DIRECTIONS — Track down every line below that holds "this" and copy it.

--- Begin DATA ENTRIES ---

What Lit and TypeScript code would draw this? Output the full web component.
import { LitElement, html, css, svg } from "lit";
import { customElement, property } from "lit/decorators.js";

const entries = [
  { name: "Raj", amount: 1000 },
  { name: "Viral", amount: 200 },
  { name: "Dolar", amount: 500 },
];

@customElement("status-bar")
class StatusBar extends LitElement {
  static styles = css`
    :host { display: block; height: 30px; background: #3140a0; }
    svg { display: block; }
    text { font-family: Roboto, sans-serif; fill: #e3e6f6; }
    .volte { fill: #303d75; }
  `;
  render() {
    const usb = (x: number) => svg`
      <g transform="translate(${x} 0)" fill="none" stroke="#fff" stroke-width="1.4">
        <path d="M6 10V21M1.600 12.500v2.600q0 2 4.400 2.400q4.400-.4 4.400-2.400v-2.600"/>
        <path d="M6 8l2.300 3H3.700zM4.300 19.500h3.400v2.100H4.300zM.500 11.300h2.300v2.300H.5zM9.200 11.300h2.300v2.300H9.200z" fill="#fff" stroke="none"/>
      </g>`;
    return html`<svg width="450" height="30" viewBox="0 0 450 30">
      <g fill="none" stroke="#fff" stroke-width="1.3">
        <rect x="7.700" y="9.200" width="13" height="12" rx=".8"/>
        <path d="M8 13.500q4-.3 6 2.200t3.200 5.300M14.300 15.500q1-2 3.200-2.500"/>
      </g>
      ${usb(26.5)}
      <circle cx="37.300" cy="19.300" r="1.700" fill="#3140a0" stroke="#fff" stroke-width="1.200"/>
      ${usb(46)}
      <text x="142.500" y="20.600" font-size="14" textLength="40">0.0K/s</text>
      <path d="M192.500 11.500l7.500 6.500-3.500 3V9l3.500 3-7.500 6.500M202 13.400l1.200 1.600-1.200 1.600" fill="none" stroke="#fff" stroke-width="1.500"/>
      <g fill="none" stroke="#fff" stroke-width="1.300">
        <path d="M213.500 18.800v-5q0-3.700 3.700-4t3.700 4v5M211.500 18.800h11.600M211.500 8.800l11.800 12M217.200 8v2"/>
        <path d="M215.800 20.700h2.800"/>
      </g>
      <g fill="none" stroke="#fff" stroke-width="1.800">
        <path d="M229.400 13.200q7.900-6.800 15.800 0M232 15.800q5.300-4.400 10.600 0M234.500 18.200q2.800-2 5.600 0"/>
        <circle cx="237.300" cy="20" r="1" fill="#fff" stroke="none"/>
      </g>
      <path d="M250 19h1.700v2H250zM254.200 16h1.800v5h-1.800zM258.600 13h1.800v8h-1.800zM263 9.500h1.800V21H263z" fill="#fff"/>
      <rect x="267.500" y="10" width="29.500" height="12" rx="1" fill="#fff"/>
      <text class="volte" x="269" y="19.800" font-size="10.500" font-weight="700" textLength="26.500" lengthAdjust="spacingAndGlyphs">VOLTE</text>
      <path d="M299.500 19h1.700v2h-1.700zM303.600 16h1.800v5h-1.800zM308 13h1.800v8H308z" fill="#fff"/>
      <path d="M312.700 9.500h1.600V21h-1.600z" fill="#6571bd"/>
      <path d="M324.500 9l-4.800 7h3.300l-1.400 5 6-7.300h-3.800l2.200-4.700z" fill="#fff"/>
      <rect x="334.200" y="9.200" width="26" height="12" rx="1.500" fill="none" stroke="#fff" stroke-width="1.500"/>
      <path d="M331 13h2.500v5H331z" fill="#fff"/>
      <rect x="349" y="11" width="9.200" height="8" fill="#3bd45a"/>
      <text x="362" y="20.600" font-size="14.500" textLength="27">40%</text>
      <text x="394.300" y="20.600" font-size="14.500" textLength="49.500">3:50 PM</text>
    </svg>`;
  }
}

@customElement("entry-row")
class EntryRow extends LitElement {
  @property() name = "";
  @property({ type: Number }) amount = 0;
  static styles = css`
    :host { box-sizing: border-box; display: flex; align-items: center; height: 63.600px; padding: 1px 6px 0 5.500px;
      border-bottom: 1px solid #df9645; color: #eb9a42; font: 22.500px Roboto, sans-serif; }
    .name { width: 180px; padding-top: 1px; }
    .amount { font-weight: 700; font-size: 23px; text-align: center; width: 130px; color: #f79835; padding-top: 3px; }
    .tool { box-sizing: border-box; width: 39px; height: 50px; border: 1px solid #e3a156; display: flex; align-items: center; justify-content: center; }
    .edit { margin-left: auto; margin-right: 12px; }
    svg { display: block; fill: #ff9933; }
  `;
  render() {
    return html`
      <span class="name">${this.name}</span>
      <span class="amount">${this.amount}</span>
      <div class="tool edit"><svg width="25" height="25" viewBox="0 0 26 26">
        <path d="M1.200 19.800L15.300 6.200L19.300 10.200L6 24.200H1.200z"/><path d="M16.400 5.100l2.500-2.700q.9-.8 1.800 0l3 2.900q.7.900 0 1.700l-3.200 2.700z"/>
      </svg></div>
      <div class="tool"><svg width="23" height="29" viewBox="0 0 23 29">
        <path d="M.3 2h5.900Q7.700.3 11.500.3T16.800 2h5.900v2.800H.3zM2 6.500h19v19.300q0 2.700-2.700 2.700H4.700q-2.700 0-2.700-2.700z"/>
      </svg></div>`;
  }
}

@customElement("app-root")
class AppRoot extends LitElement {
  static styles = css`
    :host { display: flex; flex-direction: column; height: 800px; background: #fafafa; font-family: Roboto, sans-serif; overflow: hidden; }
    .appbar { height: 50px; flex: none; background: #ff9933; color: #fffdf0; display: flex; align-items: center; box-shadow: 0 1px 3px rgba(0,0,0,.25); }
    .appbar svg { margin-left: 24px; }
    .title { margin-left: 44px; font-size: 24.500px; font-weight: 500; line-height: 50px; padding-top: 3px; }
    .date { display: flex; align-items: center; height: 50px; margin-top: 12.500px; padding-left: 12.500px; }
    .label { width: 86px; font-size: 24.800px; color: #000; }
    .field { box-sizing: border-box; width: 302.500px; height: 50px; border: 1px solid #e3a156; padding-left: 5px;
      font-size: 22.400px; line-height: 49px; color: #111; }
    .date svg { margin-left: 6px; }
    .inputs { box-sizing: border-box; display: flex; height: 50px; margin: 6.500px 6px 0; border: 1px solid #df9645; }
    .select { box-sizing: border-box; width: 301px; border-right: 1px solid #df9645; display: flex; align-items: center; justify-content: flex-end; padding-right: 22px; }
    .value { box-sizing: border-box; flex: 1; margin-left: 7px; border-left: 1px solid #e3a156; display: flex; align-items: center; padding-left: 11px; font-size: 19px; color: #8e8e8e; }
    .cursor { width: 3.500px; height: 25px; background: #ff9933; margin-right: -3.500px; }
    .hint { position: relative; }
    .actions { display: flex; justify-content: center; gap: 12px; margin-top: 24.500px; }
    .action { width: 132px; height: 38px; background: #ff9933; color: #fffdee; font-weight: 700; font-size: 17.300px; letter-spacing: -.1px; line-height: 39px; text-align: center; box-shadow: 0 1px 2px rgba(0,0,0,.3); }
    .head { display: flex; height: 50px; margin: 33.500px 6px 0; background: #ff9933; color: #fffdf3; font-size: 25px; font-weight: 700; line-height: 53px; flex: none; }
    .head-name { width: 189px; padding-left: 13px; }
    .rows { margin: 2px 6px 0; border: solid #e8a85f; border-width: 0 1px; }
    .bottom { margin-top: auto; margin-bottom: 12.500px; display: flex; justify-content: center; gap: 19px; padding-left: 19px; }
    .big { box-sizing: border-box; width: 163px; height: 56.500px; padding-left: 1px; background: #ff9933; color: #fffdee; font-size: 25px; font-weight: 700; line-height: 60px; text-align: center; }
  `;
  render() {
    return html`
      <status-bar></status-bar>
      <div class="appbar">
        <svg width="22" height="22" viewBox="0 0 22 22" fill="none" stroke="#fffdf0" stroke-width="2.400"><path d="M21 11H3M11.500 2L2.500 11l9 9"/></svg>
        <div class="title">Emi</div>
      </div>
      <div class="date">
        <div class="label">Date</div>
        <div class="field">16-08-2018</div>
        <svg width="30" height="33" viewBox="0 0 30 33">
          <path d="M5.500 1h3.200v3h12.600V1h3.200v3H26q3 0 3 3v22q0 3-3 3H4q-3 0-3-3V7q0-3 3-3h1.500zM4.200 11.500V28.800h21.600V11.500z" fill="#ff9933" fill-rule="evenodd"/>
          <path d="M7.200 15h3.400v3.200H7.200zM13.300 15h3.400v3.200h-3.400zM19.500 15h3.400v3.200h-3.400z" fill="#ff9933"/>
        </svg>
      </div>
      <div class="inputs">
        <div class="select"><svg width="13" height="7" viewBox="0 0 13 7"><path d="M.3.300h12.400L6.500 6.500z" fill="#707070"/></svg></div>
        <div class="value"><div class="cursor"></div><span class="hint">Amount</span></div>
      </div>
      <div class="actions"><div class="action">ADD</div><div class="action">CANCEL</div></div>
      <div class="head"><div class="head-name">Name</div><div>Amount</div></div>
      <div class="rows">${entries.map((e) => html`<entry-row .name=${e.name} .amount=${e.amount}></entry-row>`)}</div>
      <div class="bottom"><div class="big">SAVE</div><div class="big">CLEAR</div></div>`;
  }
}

--- End DATA ENTRIES ---
--- Begin DATA ENTRIES ---

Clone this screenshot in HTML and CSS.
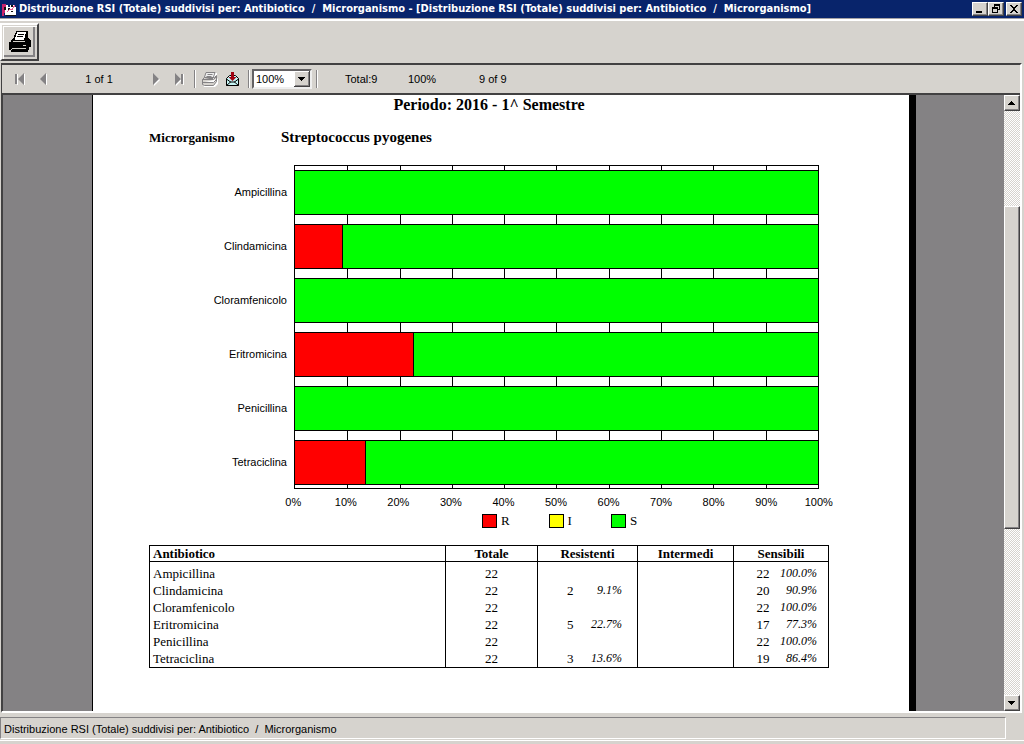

--- End DATA ENTRIES ---

THE RESULT —
What Lit and TypeScript code would draw this? Output the full web component.
      <span class="name">${this.name}</span>
      <span class="amount">${this.amount}</span>
Clone this screenshot in HTML and CSS.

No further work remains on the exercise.